*TASK BRIEF:*
Omit every picture and return the rest of the data unaltered.

*SUPPLIED DATA:*
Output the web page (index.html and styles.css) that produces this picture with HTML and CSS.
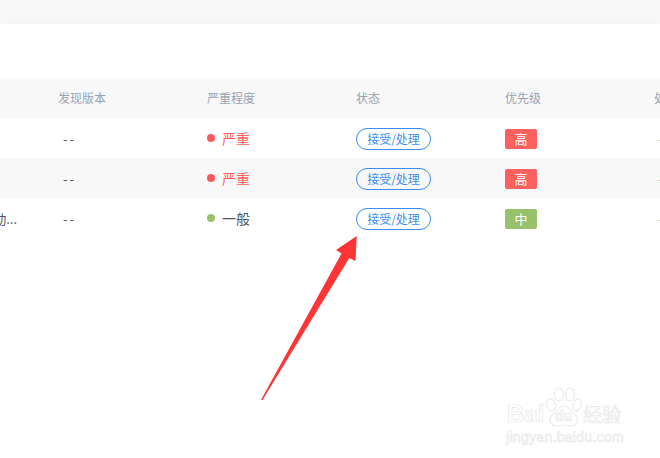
FILE: index.html
```html
<!DOCTYPE html>
<html lang="zh">
<head>
<meta charset="utf-8">
<title>缺陷列表</title>
<link rel="stylesheet" href="styles.css">
</head>
<body>
<div class="topbar"></div>
<div class="table">
  <div class="row head">
    <div class="cell"></div>
    <div class="cell">发现版本</div>
    <div class="cell">严重程度</div>
    <div class="cell">状态</div>
    <div class="cell">优先级</div>
    <div class="cell">处理人</div>
  </div>
  <div class="row">
    <div class="cell title"></div>
    <div class="cell ver">--</div>
    <div class="cell sev red"><i class="dot dot-red"></i>严重</div>
    <div class="cell"><span class="pill">接受/处理</span></div>
    <div class="cell"><span class="badge b-red">高</span></div>
    <div class="cell ver">--</div>
  </div>
  <div class="row alt">
    <div class="cell title"></div>
    <div class="cell ver">--</div>
    <div class="cell sev red"><i class="dot dot-red"></i>严重</div>
    <div class="cell"><span class="pill">接受/处理</span></div>
    <div class="cell"><span class="badge b-red">高</span></div>
    <div class="cell ver">--</div>
  </div>
  <div class="row">
    <div class="cell title">动...</div>
    <div class="cell ver">--</div>
    <div class="cell sev"><i class="dot dot-green"></i>一般</div>
    <div class="cell"><span class="pill">接受/处理</span></div>
    <div class="cell"><span class="badge b-green">中</span></div>
    <div class="cell ver">--</div>
  </div>
</div>
<svg class="arrow" width="660" height="458" viewBox="0 0 660 458" aria-hidden="true">
  <polygon fill="#fd3535" points="356.7,236 336,250 341.5,253.5 261,400 262.500,400 349.3,258 355.500,261"/>
</svg>
<div class="mark">
  <span class="mark-word">Bai</span>
  <svg class="paw" width="36" height="41" viewBox="0 0 36 41" aria-hidden="true">
    <g fill="#fff" stroke="#ececec" stroke-width="1.2">
      <ellipse cx="5" cy="18" rx="4.500" ry="6" transform="rotate(-15 5 18)"/>
      <ellipse cx="13" cy="7.500" rx="4.500" ry="6.500"/>
      <ellipse cx="24" cy="7.500" rx="4.500" ry="6.500"/>
      <ellipse cx="31" cy="18" rx="4" ry="6" transform="rotate(15 31 18)"/>
      <path d="M18 19c5 0 7 5 11 8 4 3 3 12-3 12-3 0-5-1-8-1s-5 1-8 1c-6 0-8-8-3-12 4-3 6-8 11-8z"/>
    </g>
  </svg>
  <span class="mark-du">du</span>
  <span class="mark-cn">经验</span>
  <span class="mark-url">jingyan.baidu.com</span>
</div>
</body>
</html>
```
FILE: styles.css
```css
html, body {
  margin: 0;
  padding: 0;
  width: 660px;
  height: 458px;
  overflow: hidden;
  background: #fff;
  font-family: "Noto Sans CJK SC", "Liberation Sans", sans-serif;
}
.topbar {
  height: 22px;
  background: #f8f8f8;
  box-shadow: 0 1px 2px rgba(0, 0, 0, 0.08);
}
.table {
  margin-top: 57px;
  width: 660px;
  overflow: hidden;
}
.row {
  display: grid;
  grid-template-columns: 58px repeat(5, 149px);
  height: 40px;
  align-items: center;
  font-size: 14px;
  color: #50555d;
}
.head {
  height: 39px;
  background: #f8f8f8;
  font-size: 12px;
  color: #98a2b0;
}
.head .cell {
  padding-bottom: 2px;
}
.alt {
  background: #f8f8f8;
}
.cell {
  white-space: nowrap;
  display: flex;
  align-items: center;
  min-width: 0;
  overflow: hidden;
}
.title {
  justify-content: flex-end;
  padding-right: 41px;
  font-size: 13px;
}
.ver {
  padding-left: 5px;
  letter-spacing: 2px;
  font-size: 13px;
}
.sev {
  gap: 7px;
}
.red {
  color: #ff5f5f;
}
.dot {
  width: 8px;
  height: 8px;
  border-radius: 50%;
  margin-bottom: 1px;
}
.dot-red {
  background: #fb5a5a;
}
.dot-green {
  background: #97c26a;
}
.pill {
  box-sizing: border-box;
  width: 75px;
  height: 22px;
  margin-top: 2px;
  border: 1px solid #3a8bf5;
  border-radius: 11px;
  color: #3a8bf5;
  font-size: 12px;
  line-height: 20px;
  text-align: center;
}
.badge {
  width: 32px;
  height: 20px;
  margin-top: 2px;
  border-radius: 2px;
  color: #fff;
  font-size: 13px;
  line-height: 20px;
  text-align: center;
}
.b-red {
  background: #fd6060;
}
.b-green {
  background: #97c26a;
}
.arrow {
  position: absolute;
  left: 0;
  top: 0;
}
.mark {
  position: absolute;
  left: 506px;
  top: 387px;
  width: 120px;
  height: 58px;
  color: #fff;
  -webkit-text-stroke: 0.7px #e8e8e8;
  font-family: "Liberation Sans", sans-serif;
}
.mark-word {
  position: absolute;
  left: 1px;
  top: 13px;
  font-size: 24px;
  font-weight: 700;
  line-height: 27px;
}
.paw {
  position: absolute;
  left: 40px;
  top: 0;
}
.mark-du {
  position: absolute;
  left: 49px;
  top: 21px;
  font-size: 14px;
  font-weight: 700;
  line-height: 16px;
}
.mark-cn {
  position: absolute;
  left: 77px;
  top: 15px;
  font-family: "Noto Sans CJK SC", sans-serif;
  font-size: 19px;
  line-height: 24px;
}
.mark-url {
  position: absolute;
  left: 0;
  top: 42px;
  font-size: 14px;
  line-height: 16px;
  letter-spacing: 0.3px;
  white-space: nowrap;
}
```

*EXPECTED ANSWER:*
Output the web page (index.html and styles.css) that produces this picture with HTML and CSS.
FILE: index.html
```html
<!DOCTYPE html>
<html lang="zh">
<head>
<meta charset="utf-8">
<title>缺陷列表</title>
<link rel="stylesheet" href="styles.css">
</head>
<body>
<div class="topbar"></div>
<div class="table">
  <div class="row head">
    <div class="cell"></div>
    <div class="cell">发现版本</div>
    <div class="cell">严重程度</div>
    <div class="cell">状态</div>
    <div class="cell">优先级</div>
    <div class="cell">处理人</div>
  </div>
  <div class="row">
    <div class="cell title"></div>
    <div class="cell ver">--</div>
    <div class="cell sev red"><i class="dot dot-red"></i>严重</div>
    <div class="cell"><span class="pill">接受/处理</span></div>
    <div class="cell"><span class="badge b-red">高</span></div>
    <div class="cell ver">--</div>
  </div>
  <div class="row alt">
    <div class="cell title"></div>
    <div class="cell ver">--</div>
    <div class="cell sev red"><i class="dot dot-red"></i>严重</div>
    <div class="cell"><span class="pill">接受/处理</span></div>
    <div class="cell"><span class="badge b-red">高</span></div>
    <div class="cell ver">--</div>
  </div>
  <div class="row">
    <div class="cell title">动...</div>
    <div class="cell ver">--</div>
    <div class="cell sev"><i class="dot dot-green"></i>一般</div>
    <div class="cell"><span class="pill">接受/处理</span></div>
    <div class="cell"><span class="badge b-green">中</span></div>
    <div class="cell ver">--</div>
  </div>
</div>
<svg class="arrow" width="660" height="458" viewBox="0 0 660 458" aria-hidden="true">
  <polygon fill="#fd3535" points="356.7,236 336,250 341.5,253.5 261,400 262.500,400 349.3,258 355.500,261"/>
</svg>
<div class="mark">
  <span class="mark-word">Bai</span>
  <svg class="paw" width="36" height="41" viewBox="0 0 36 41" aria-hidden="true">
    <g fill="#fff" stroke="#ececec" stroke-width="1.2">
      <ellipse cx="5" cy="18" rx="4.500" ry="6" transform="rotate(-15 5 18)"/>
      <ellipse cx="13" cy="7.500" rx="4.500" ry="6.500"/>
      <ellipse cx="24" cy="7.500" rx="4.500" ry="6.500"/>
      <ellipse cx="31" cy="18" rx="4" ry="6" transform="rotate(15 31 18)"/>
      <path d="M18 19c5 0 7 5 11 8 4 3 3 12-3 12-3 0-5-1-8-1s-5 1-8 1c-6 0-8-8-3-12 4-3 6-8 11-8z"/>
    </g>
  </svg>
  <span class="mark-du">du</span>
  <span class="mark-cn">经验</span>
  <span class="mark-url">jingyan.baidu.com</span>
</div>
</body>
</html>
```
FILE: styles.css
```css
html, body {
  margin: 0;
  padding: 0;
  width: 660px;
  height: 458px;
  overflow: hidden;
  background: #fff;
  font-family: "Noto Sans CJK SC", "Liberation Sans", sans-serif;
}
.topbar {
  height: 22px;
  background: #f8f8f8;
  box-shadow: 0 1px 2px rgba(0, 0, 0, 0.08);
}
.table {
  margin-top: 57px;
  width: 660px;
  overflow: hidden;
}
.row {
  display: grid;
  grid-template-columns: 58px repeat(5, 149px);
  height: 40px;
  align-items: center;
  font-size: 14px;
  color: #50555d;
}
.head {
  height: 39px;
  background: #f8f8f8;
  font-size: 12px;
  color: #98a2b0;
}
.head .cell {
  padding-bottom: 2px;
}
.alt {
  background: #f8f8f8;
}
.cell {
  white-space: nowrap;
  display: flex;
  align-items: center;
  min-width: 0;
  overflow: hidden;
}
.title {
  justify-content: flex-end;
  padding-right: 41px;
  font-size: 13px;
}
.ver {
  padding-left: 5px;
  letter-spacing: 2px;
  font-size: 13px;
}
.sev {
  gap: 7px;
}
.red {
  color: #ff5f5f;
}
.dot {
  width: 8px;
  height: 8px;
  border-radius: 50%;
  margin-bottom: 1px;
}
.dot-red {
  background: #fb5a5a;
}
.dot-green {
  background: #97c26a;
}
.pill {
  box-sizing: border-box;
  width: 75px;
  height: 22px;
  margin-top: 2px;
  border: 1px solid #3a8bf5;
  border-radius: 11px;
  color: #3a8bf5;
  font-size: 12px;
  line-height: 20px;
  text-align: center;
}
.badge {
  width: 32px;
  height: 20px;
  margin-top: 2px;
  border-radius: 2px;
  color: #fff;
  font-size: 13px;
  line-height: 20px;
  text-align: center;
}
.b-red {
  background: #fd6060;
}
.b-green {
  background: #97c26a;
}
.arrow {
  position: absolute;
  left: 0;
  top: 0;
}
.mark {
  position: absolute;
  left: 506px;
  top: 387px;
  width: 120px;
  height: 58px;
  color: #fff;
  -webkit-text-stroke: 0.7px #e8e8e8;
  font-family: "Liberation Sans", sans-serif;
}
.mark-word {
  position: absolute;
  left: 1px;
  top: 13px;
  font-size: 24px;
  font-weight: 700;
  line-height: 27px;
}
.paw {
  position: absolute;
  left: 40px;
  top: 0;
}
.mark-du {
  position: absolute;
  left: 49px;
  top: 21px;
  font-size: 14px;
  font-weight: 700;
  line-height: 16px;
}
.mark-cn {
  position: absolute;
  left: 77px;
  top: 15px;
  font-family: "Noto Sans CJK SC", sans-serif;
  font-size: 19px;
  line-height: 24px;
}
.mark-url {
  position: absolute;
  left: 0;
  top: 42px;
  font-size: 14px;
  line-height: 16px;
  letter-spacing: 0.3px;
  white-space: nowrap;
}
```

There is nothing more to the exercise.